NAT64 translates IPv6 requests from clients to IPv4 requests. This avoids the need to provision any IPv4 addresses to clients and allows clients that only support IPv6 to access IPv4 resources. However this approach requires a DNS server with DNS64 capability and cannot support IPv4-only client devices.
DS-Lite (Dual-Stack Light) uses tunnels from the customer premises equipment to a network address translator at the ISP. The consumer premises equipment encapsulates the IPv4 packets in an IPv6 wrapper and sends them to a host known as the AFTR element. The AFTR element de-encapsulates the packets and performs network address translation before sending them to the public Internet. The NAT in the AFTR uses the IPv6 address of the client in its NAT mapping table. This means that different clients can use the same private IPv4 addresses, therefore avoiding the need for allocating private IPv4 IP addresses to customers or using multiple NATs.

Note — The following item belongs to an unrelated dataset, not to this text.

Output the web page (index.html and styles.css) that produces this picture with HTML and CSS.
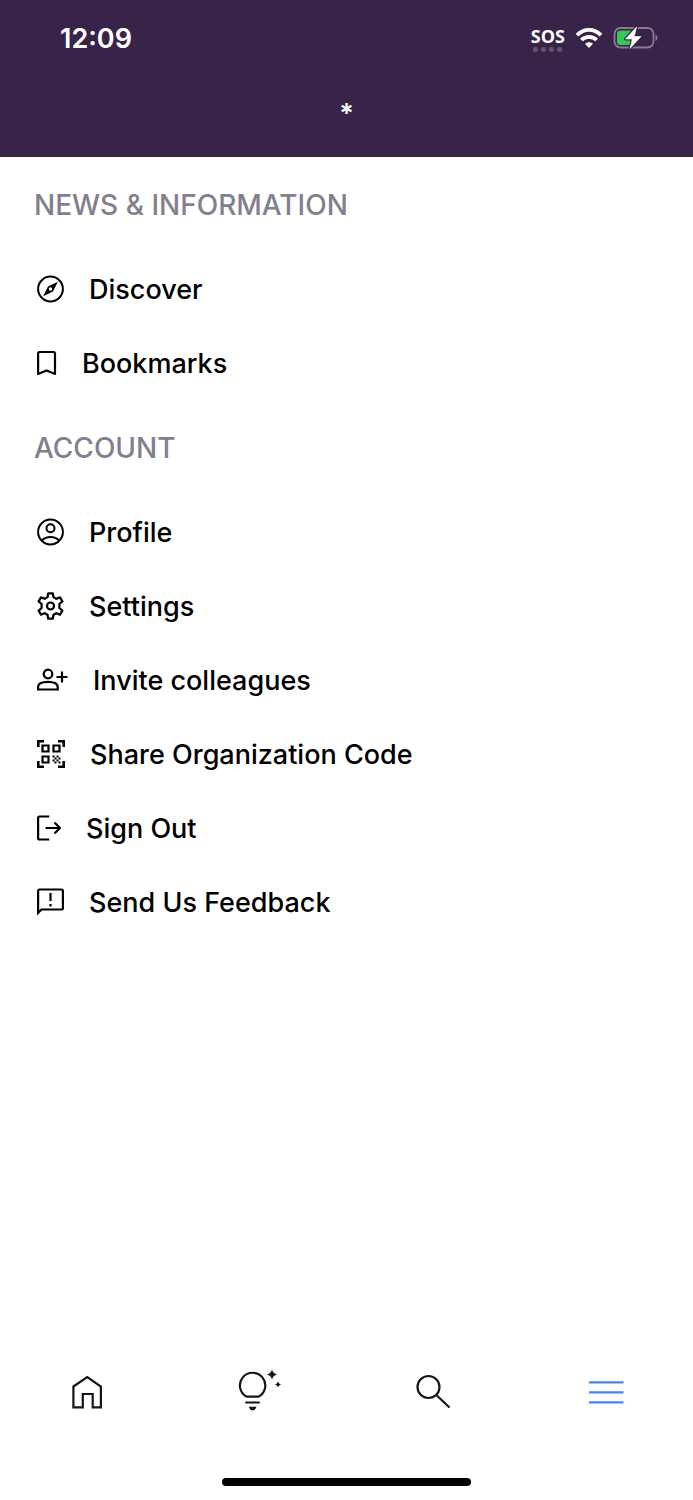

Address plus Port allows stateless sharing of public IP addresses based on TCP/UDP port numbers. Each node is allocated both an IPv4 address and a range of port numbers to use. Other nodes may be allocated the same IPv4 address but a different range of ports. The technique avoids the need for stateful address translation mechanisms in the core of the network, thus leaving end users in control of their own address translation.
Deployment of IPv6 is the standards-based solution to the IPv4 address shortage. IPv6 is endorsed and implemented by all Internet technical standards bodies and network equipment vendors. It encompasses many design improvements, including the replacement of the 32-bit IPv4 address format with a 128-bit address which provides an addressing space without limitations for the foreseeable future. IPv6 has been in active production deployment since June 2006, after organized worldwide testing and evaluation in the 6bone project ceased. Interoperability for hosts using only IPv4 protocols is implemented with a variety of IPv6 transition mechanisms.
The global Internet community is playing a crucial role in the effort to raise awareness of IPv4 depletion and the plan to deploy IPv6, as only 10.9% of IPv4 address space currently remains.